Come noto, il testo del Disegno di legge Calderoli prossimo all’approvazione definitiva della Camera prevede che le norme generali sull’istruzione (art. 117 Cost., secondo comma, lett. n) possano essere completamente regionalizzate. E non può tranquillizzare la clausola che si potrà procedere alla concessione dell’autonomia alle Regioni richiedenti solo dopo il finanziamento dei LEP sulle corrispondenti materie. Ne ho affrontato i motivi in alcuni dei miei precedenti articoli, evidenziando le criticità date dal fatto che, pur in presenza di questo limite, diverse materie sono state definite dalla Commissione Cassese non-leppizabili, cioè non vincolate al finanziamento dei LEP, e pertanto immediatamente trasferibili. Ad esse si potrebbero poi aggiungere molte funzioni che, pur ricomprese in materie-Lep, non hanno implicazioni finanziarie e quindi ugualmente sottratte dalla definizione obbligatoria dei relativi livelli essenziali. Nell’ambito dell’istruzione, queste potrebbero interessare nientemeno che il reclutamento e la formazione del personale, il riconoscimento dei titoli di studio nei concorsi, la contrattazione integrativa e la retribuzione, gli organi collegiali, i programmi, i piani di studio, gli orari, i criteri di formazione delle classi, le sperimentazioni ordinamentali, ecc…

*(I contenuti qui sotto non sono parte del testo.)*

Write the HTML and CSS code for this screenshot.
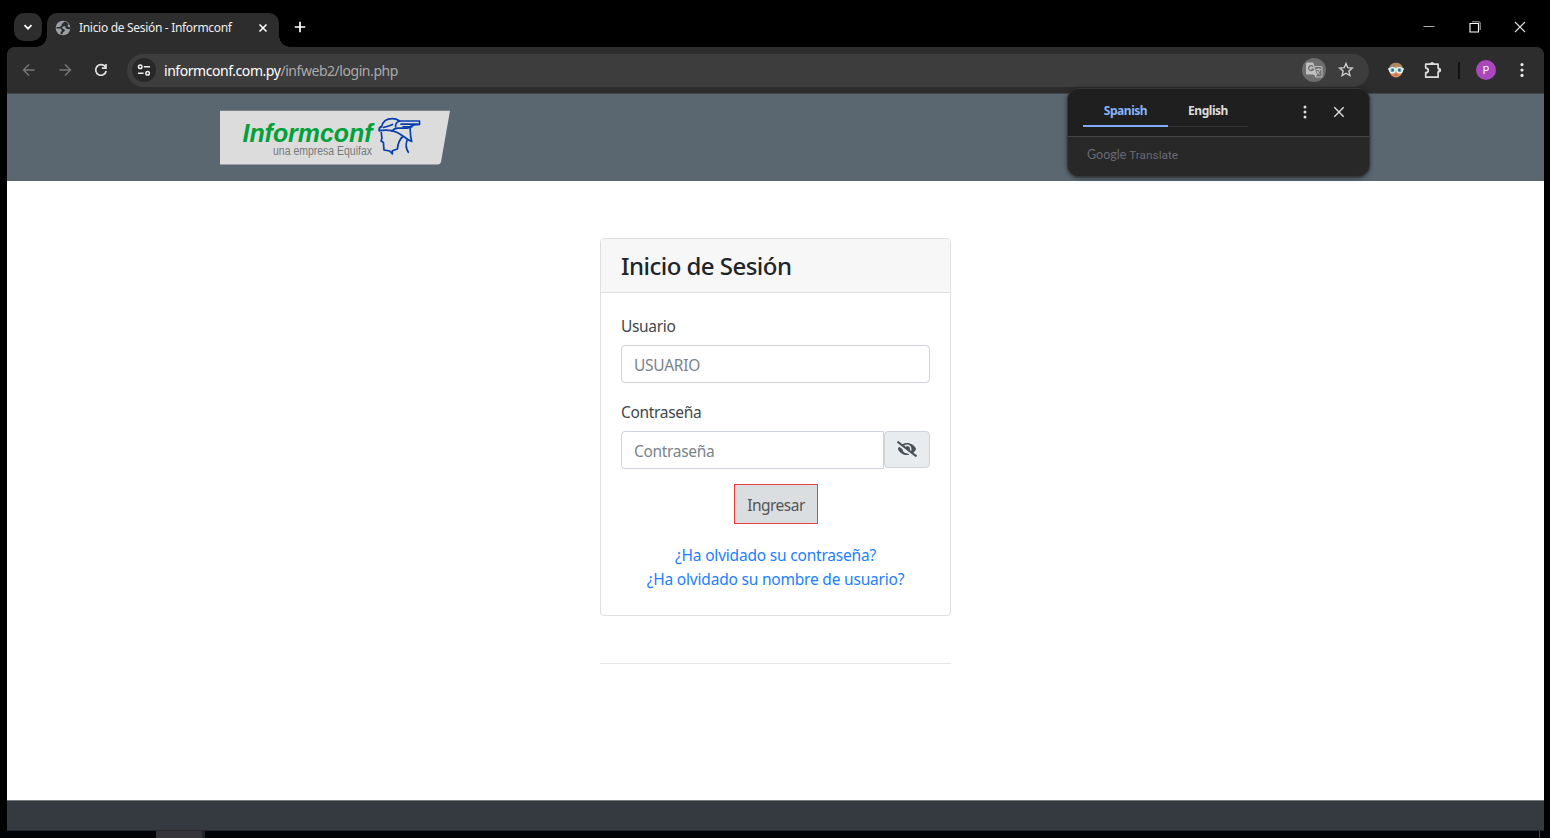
FILE: index.html
```html
<!DOCTYPE html>
<html lang="es">
<head>
<meta charset="utf-8">
<title>Inicio de Sesión - Informconf</title>
<link rel="stylesheet" href="styles.css">
</head>
<body>
<div class="desktop">
  <div class="tabstrip">
    <div class="tab-search"><svg width="12" height="12" viewBox="0 0 12 12"><path d="M2.5 4.2 6 7.7l3.5-3.5" fill="none" stroke="#fff" stroke-width="1.7"/></svg></div>
    <div class="tab">
      <svg class="favicon" width="16" height="16" viewBox="0 0 16 16"><circle cx="8" cy="8" r="7.3" fill="#9aa0a6"/><path d="M9.3 1.5 8 3.2 6.6 4v1.8L4.3 7H1.5v1.4h3.8l1.4 1.3-.1 1.6-1 1v1.6l1.5.5 1-2.2 1.8-1.2-.4-1.6-1.8-.8-.8-1.4 2-1h1.8l-.4 1.5 1.6 1.4 2.8.2.8-1.8-2.2-.4-.8-1.4 1-1.3-1.3-2z" fill="#2d2d2d"/></svg>
      <span class="tab-title">Inicio de Sesión - Informconf</span>
      <svg class="tab-close" width="10" height="10" viewBox="0 0 10 10"><path d="m1.5 1.5 7 7m0-7-7 7" stroke="#fff" stroke-width="1.6"/></svg>
    </div>
    <svg class="new-tab" width="12" height="12" viewBox="0 0 12 12"><path d="M6 .8v10.4M.8 6h10.4" stroke="#fff" stroke-width="1.7"/></svg>
    <div class="window-controls">
      <svg width="12" height="12" viewBox="0 0 12 12"><path d="M.5 5.5h11" stroke="#aaa"/></svg>
      <svg width="12" height="12" viewBox="0 0 12 12"><path d="M1 2.5h8.5V11H1z" fill="none" stroke="#fff" stroke-width="1.1"/><path d="M3 .8h7.2a1 1 0 0 1 1 1V9" fill="none" stroke="#aaa"/></svg>
      <svg width="12" height="12" viewBox="0 0 12 12"><path d="m1 1 10 10m0-10L1 11" stroke="#ddd" stroke-width="1.1"/></svg>
    </div>
  </div>

  <div class="window">
    <div class="toolbar">
      <div class="nav">
        <svg width="14" height="14" viewBox="0 0 14 14"><path d="M12.5 7h-11M7 1.5 1.5 7 7 12.5" fill="none" stroke="#777" stroke-width="1.4"/></svg>
        <svg width="14" height="14" viewBox="0 0 14 14"><path d="M1.5 7h11M7 1.5 12.5 7 7 12.5" fill="none" stroke="#777" stroke-width="1.4"/></svg>
        <svg width="14" height="14" viewBox="0 0 14 14"><path d="M11.5 4.1A5.3 5.3 0 1 0 12.2 8" fill="none" stroke="#e3e3e3" stroke-width="1.7"/><path d="M12.8 1v5H7.9V4.3h3.2V1z" fill="#e3e3e3"/></svg>
      </div>
      <div class="address">
        <div class="site-info"><svg width="14" height="12" viewBox="0 0 14 12"><g fill="none" stroke="#eee" stroke-width="1.5"><circle cx="3.2" cy="2.8" r="1.8"/><path d="M6.8 2.8H13M1 9.2h5.6"/><circle cx="10.6" cy="9.2" r="1.8"/></g></svg></div>
        <span class="url">informconf.com.py<span class="url-path">/infweb2/login.php</span></span>
        <div class="translate"><svg width="18" height="18" viewBox="0 0 18 18"><path d="M8 5.5h8a1 1 0 0 1 1 1V15a1 1 0 0 1-1 1h-5.2z" fill="#707070" stroke="#bbb" stroke-width="1.1"/><path d="M2 1.5h6.3l3.4 12H2a1 1 0 0 1-1-1v-10a1 1 0 0 1 1-1z" fill="#c0c0c0"/><path d="M8.2 5.8A2.5 2.5 0 1 0 8.5 8H6.2" fill="none" stroke="#686868" stroke-width="1.2"/><path d="M10.8 8.4H16M13.3 7.2v1.2m1.7 0c-.4 1.8-1.5 3.1-3.4 4.3m.2-2.8c.8 1.5 1.7 2.4 3 3.1M8.7 13.5h3l-1.5 2" fill="none" stroke="#c8c8c8"/></svg></div>
        <svg class="star" width="16" height="16" viewBox="0 0 16 16"><path d="m8 1.5 1.75 4.2 4.55.4-3.45 3 1.05 4.45L8 11.2l-3.9 2.35L5.15 9.1 1.7 6.1l4.55-.4z" fill="none" stroke="#ccc" stroke-width="1.4"/></svg>
      </div>
      <svg class="face" width="16" height="16" viewBox="0 0 16 16"><path d="M1.2 8h13.6c0 4-3 7.4-6.8 7.4S1.200 12 1.200 8z" fill="#e38d67"/><path d="M.8 8C.8 3.500 4 .8 8 .8s7.200 2.700 7.200 7.200z" fill="#aa8960"/><path d="M4 6.500c2-1 4-2 5-3l3.500 3.500L8 9z" fill="#d99468"/><path d="M.2 6.300h15.600v2H.2z" fill="#dff3f4"/><circle cx="4.400" cy="8.200" r="2.700" fill="#6cabb9" stroke="#e9ffff" stroke-width="1.200"/><circle cx="11.600" cy="8.200" r="2.700" fill="#6cabb9" stroke="#e9ffff" stroke-width="1.200"/><circle cx="4.700" cy="8.100" r="1.100" fill="#345d6d"/><circle cx="11.300" cy="8.100" r="1.100" fill="#345d6d"/><path d="M6.500 13h3" stroke="#a95248"/></svg>
      <svg class="puzzle" width="18" height="18" viewBox="0 0 18 18"><path d="M1.700 3.200h12.400v4.100q2.200 0 2.200 1.800t-2.200 1.800v5.300H1.700v-4.500q2.600-.1 2.600-2.300T1.700 7.100z" fill="none" stroke="#ddd" stroke-width="1.700" stroke-linejoin="round"/><path d="M6 3a2.100 2.100 0 0 1 4.200 0zM14.300 7a2.100 2.100 0 0 1 0 4.200z" fill="#ddd"/></svg>
      <span class="divider"></span>
      <span class="avatar">P</span>
      <svg class="menu" width="4" height="16" viewBox="0 0 4 16" fill="#e8e8e8"><circle cx="2" cy="2.6" r="1.6"/><circle cx="2" cy="8" r="1.6"/><circle cx="2" cy="13.4" r="1.6"/></svg>
    </div>

    <header class="site-header">
      <svg class="logo" width="230" height="55" viewBox="0 0 230 55">
        <path d="M0 .7h230l-9 51.3q-.4 2.4-3 2.4H0z" fill="#dcdcdc"/>
        <text class="logo-name" x="22.500" y="31.500" textLength="130" lengthAdjust="spacingAndGlyphs">Informconf</text>
        <text class="logo-sub" x="53" y="45" textLength="99" lengthAdjust="spacingAndGlyphs">una empresa Equifax</text>
        <g fill="none" stroke="#073fae" stroke-width="1.7" stroke-linejoin="round" stroke-linecap="round">
          <path d="M159.200 20.500c-.3-2.300.8-3.400 2.500-3.800 1-5.200 4.600-8 10.600-8 3.500 0 5.700 1.200 7.500 2.300h19.700v3.500l-5.500.5-4 1.600-2.500 1.600h-9.500c-3.500 0-4.500 1-6 3"/>
          <path d="M159.200 20.700c7.500-1.200 12.500-.8 18 1.700 6 2.800 8.500 7 14.500 9l-1-4.600-.7-9.500M179.800 11c-3.500 1-4.500 3-4.200 6M181 14.200h17M183 16.800h9M163.500 17.500c3-.8 6-1.300 9-3"/>
          <path d="M161.300 22.500l.6 5.700-.8 2.800 2.300 1.500.6 7.500 5.700 1 2.700 2.800v-3.100l5-1.700c.5-5.500 2-9.500 5.300-12.500M187 30.500c-1.500 4-1 8 1.300 11.800"/>
        </g>
      </svg>
    </header>

    <main class="content">
      <section class="card">
        <div class="card-header"><h1>Inicio de Sesión</h1></div>
        <form class="card-body">
          <label class="label-user" for="user">Usuario</label>
          <input class="field field-user" id="user" placeholder="USUARIO">
          <label class="label-pass" for="pass">Contraseña</label>
          <div class="password-group">
            <input class="field field-pass" id="pass" type="password" placeholder="Contraseña">
            <span class="toggle"><svg width="20" height="16" viewBox="0 0 640 512" fill="#495057"><path d="M320 400c-75.85 0-137.25-58.71-142.9-133.11L72.2 185.82c-13.79 17.3-26.48 35.59-36.72 55.59a32.35 32.35 0 0 0 0 29.19C89.71 376.41 197.07 448 320 448c26.91 0 52.87-4 77.89-10.46L346 397.39a144.13 144.13 0 0 1-26 2.61zm313.82 58.1l-110.55-85.44a331.25 331.25 0 0 0 81.25-102.07 32.35 32.35 0 0 0 0-29.19C550.29 135.59 442.93 64 320 64a308.15 308.15 0 0 0-147.32 37.7L45.46 3.37A16 16 0 0 0 23 6.18L3.37 31.45A16 16 0 0 0 6.18 53.9l588.36 454.73a16 16 0 0 0 22.46-2.81l19.64-25.27a16 16 0 0 0-2.82-22.45zm-183.72-142l-39.3-30.38A94.75 94.75 0 0 0 416 256a94.76 94.76 0 0 0-121.31-92.21A47.65 47.65 0 0 1 304 192a46.64 46.64 0 0 1-1.54 10l-73.61-56.89A142.31 142.31 0 0 1 320 112a143.92 143.92 0 0 1 144 144c0 21.63-5.29 41.79-13.9 60.11z"/></svg></span>
          </div>
          <button class="submit" type="button">Ingresar</button>
          <nav class="links"><a href="#">¿Ha olvidado su contraseña?</a><a href="#">¿Ha olvidado su nombre de usuario?</a></nav>
        </form>
      </section>
      <hr class="rule">
    </main>
    <footer class="site-footer"></footer>
  </div>
  <div class="taskbar"><span class="task"></span><span class="show-desktop"></span></div>

  <aside class="popup">
    <div class="popup-top">
      <div class="languages"><span class="language active">Spanish</span><span class="language">English</span></div>
      <svg class="popup-menu" width="4" height="14" viewBox="0 0 4 14" fill="#ddd"><circle cx="2" cy="2" r="1.5"/><circle cx="2" cy="7" r="1.5"/><circle cx="2" cy="12" r="1.5"/></svg>
      <svg class="popup-close" width="12" height="12" viewBox="0 0 12 12"><path d="m1.3 1.3 9.400 9.400m0-9.400-9.400 9.400" stroke="#ddd" stroke-width="1.400"/></svg>
    </div>
    <div class="popup-bottom"><span class="google">Google</span><span>Translate</span></div>
  </aside>
</div>
</body>
</html>
```
FILE: styles.css
```css
* { box-sizing: border-box; }
body { margin: 0; background: #000; font-family: "Noto Sans", "Open Sans", sans-serif; }
svg { display: block; flex: none; }
.desktop { position: relative; display: flex; flex-direction: column; width: 1550px; height: 838px; overflow: hidden; }
.tabstrip { display: flex; height: 47px; padding: 13px 24px 0 14px; }
.tab-search { display: grid; place-items: center; width: 28px; height: 28px; border-radius: 10px; background: #2d2d2d; }
.tab { position: relative; display: flex; align-items: center; width: 232px; height: 34px; margin-left: 5px; padding: 0 11px 5px 8px; border-radius: 10px 10px 0 0; background: #2d2d2d; }
.tab::before, .tab::after { content: ""; position: absolute; bottom: 0; width: 11px; height: 11px; }
.tab::before { left: -11px; background: radial-gradient(circle at 0 0, transparent 10.5px, #2d2d2d 11px); }
.tab::after { right: -11px; background: radial-gradient(circle at 100% 0, transparent 10.5px, #2d2d2d 11px); }
.tab-title { margin-left: 8px; color: #eee; font-size: 12px; letter-spacing: -.31px; white-space: nowrap; }
.tab-close { margin-left: auto; }
.new-tab { margin: 8px 0 0 15px; }
.window-controls { display: flex; gap: 33.5px; margin: 8px 0 0 auto; }
.window { width: 1537px; height: 784px; margin-left: 7px; display: flex; flex-direction: column; border-radius: 8px 8px 0 0; overflow: hidden; background: linear-gradient(#2d2d2d 47px, #fff 47px); }
.toolbar { display: flex; align-items: center; flex: none; height: 47px; padding-left: 15px; border-bottom: 1px solid #424649; background: #2d2d2d; }
.nav { display: flex; gap: 22px; }
.address { display: flex; align-items: center; width: 1242px; height: 33px; margin-left: 19px; padding: 0 15px 0 5px; border-radius: 17px; background: #3d3d3d; }
.site-info { display: grid; place-items: center; width: 24px; height: 24px; border-radius: 50%; background: #282828; }
.url { margin-left: 8px; color: #fff; font-size: 14px; letter-spacing: -.45px; }
.url-path { color: #aaa; }
.translate { display: grid; place-items: center; width: 24px; height: 24px; margin-left: auto; margin-right: 12px; border-radius: 50%; background: #6d6d6d; }
.face { margin-left: 19px; }
.puzzle { margin-left: 20px; }
.divider { width: 2px; height: 17px; margin-left: 16px; background: #111; }
.avatar { display: grid; place-items: center; width: 20px; height: 20px; margin-left: 16px; border-radius: 50%; background: #ab47bc; color: #fff; font: 10px Roboto, sans-serif; }
.menu { margin-left: 24px; }
.site-header { flex: none; height: 87px; padding: 16px 0 0 213px; background: #5b6770; }
.logo-name { fill: #00a13a; font: italic bold 25.5px "Liberation Sans", sans-serif; }
.logo-sub { fill: #77797c; font: 12px "Liberation Sans", sans-serif; }
.content { flex: none; display: flex; flex-direction: column; align-items: center; height: 619px; padding-top: 57px; }
.card { width: 351px; height: 378px; border: 1px solid #dfdfdf; border-radius: 4px; overflow: hidden; }
.card-header { height: 54px; padding: 12px 20px; border-bottom: 1px solid #dfdfdf; background: #f7f7f7; }
h1 { margin: 0; color: #212529; font-size: 24px; line-height: 30px; font-weight: 500; letter-spacing: -.53px; white-space: nowrap; }
.card-body { display: flex; flex-direction: column; padding: 21px 20px 20px; color: #42474b; font-size: 15.5px; line-height: 24px; }
label { height: 24px; margin-bottom: 7px; align-self: flex-start; }
.field { width: 100%; height: 38px; padding: 2px 12px 0; border: 1px solid #ced4da; border-radius: 4px; outline: none; background: #fff; font: 15.5px "Noto Sans", "Open Sans", sans-serif; }
.field::placeholder { color: #7b838a; opacity: 1; }
.field-user { margin-bottom: 17px; letter-spacing: -.28px; }
.label-user, .label-pass { letter-spacing: -.33px; }
.password-group { display: flex; align-items: flex-start; }
.field-pass { flex: 1; min-width: 0; border-radius: 4px 0 0 4px; letter-spacing: -.33px; }
.toggle { display: grid; place-items: center; width: 46px; height: 37px; border: 1px solid #ced4da; border-radius: 4px; background: #e9ecef; }
.toggle svg { margin-bottom: 1px; }
.submit { width: 84px; height: 40px; margin: 15px 0 0 113px; padding: 2px 0 0; border: 1px solid #ef3e42; background: #dbdee1; color: #555; font: 15.5px "Noto Sans", "Open Sans", sans-serif; letter-spacing: -.5px; }
.links { display: flex; flex-direction: column; align-items: center; margin-top: 19px; white-space: nowrap; }
.links a { color: #217fff; text-decoration: none; letter-spacing: -.2px; }
.rule { width: 351px; height: 1px; margin: 47px 0 0; border: 0; background: #e8e8e8; }
.site-footer { flex: 1; border-top: 1px solid #747b7a; border-bottom: 1px solid #25292e; background: #343a40; }
.taskbar { display: flex; justify-content: space-between; height: 7px; padding: 0 10px 0 156px; background: #000307; }
.task { width: 49px; border-right: 3px solid #242529; background: #35353a; }
.show-desktop { width: 1px; background: #444; }
.popup { position: absolute; left: 1067px; top: 88px; width: 303px; height: 89px; overflow: hidden; border: 1px solid #363636; border-radius: 12px; background: #282828; box-shadow: 0 1px 4px #0008; }
.popup-top { display: flex; height: 48px; padding-left: 15px; border-bottom: 1px solid #444746; background: #1f1f1f; }
.languages { display: flex; align-self: flex-start; }
.language { width: 80px; height: 38px; padding-top: 13px; border-bottom: 1px solid #353535; color: #ddd; font-size: 12px; line-height: 18px; font-weight: 700; text-align: center; letter-spacing: -.45px; }
.language.active { width: 85px; border-bottom: 2px solid #7cacf8; color: #8ab4f8; }
.popup-menu { margin: 16px 0 0 55px; }
.popup-close { margin: 17px 0 0 26px; }
.popup-bottom { display: flex; align-items: center; gap: 3px; height: 35px; padding-left: 19px; color: #686b70; font: 11.8px Roboto, sans-serif; }
.google { font-family: Lato, sans-serif; font-size: 12.5px; }
```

Se le richieste delle Regioni più ricche di vedersi riconosciuta la maggiore autonomia ai sensi dell’art. 116 Cost. andassero in porto, le diseguaglianze territoriali e sociali messe in evidenza nei decenni precedenti verrebbero ulteriormente ampliate, tracciando anche in un ambito fondamentale come questo un solco definitivo tra la situazione reale del Paese e il modello solidale dettato dalla nostra Costituzione.
Con buona pace delle speranze di Pietro Calamandrei che, consapevoli della funzione fondamentale dell’istruzione pubblica e gratuita nella costruzione della Repubblica, consideravano l’art. 34 il più importante della nostra Costituzione e prefiguravano la scuola come un vero e proprio organo costituzionale.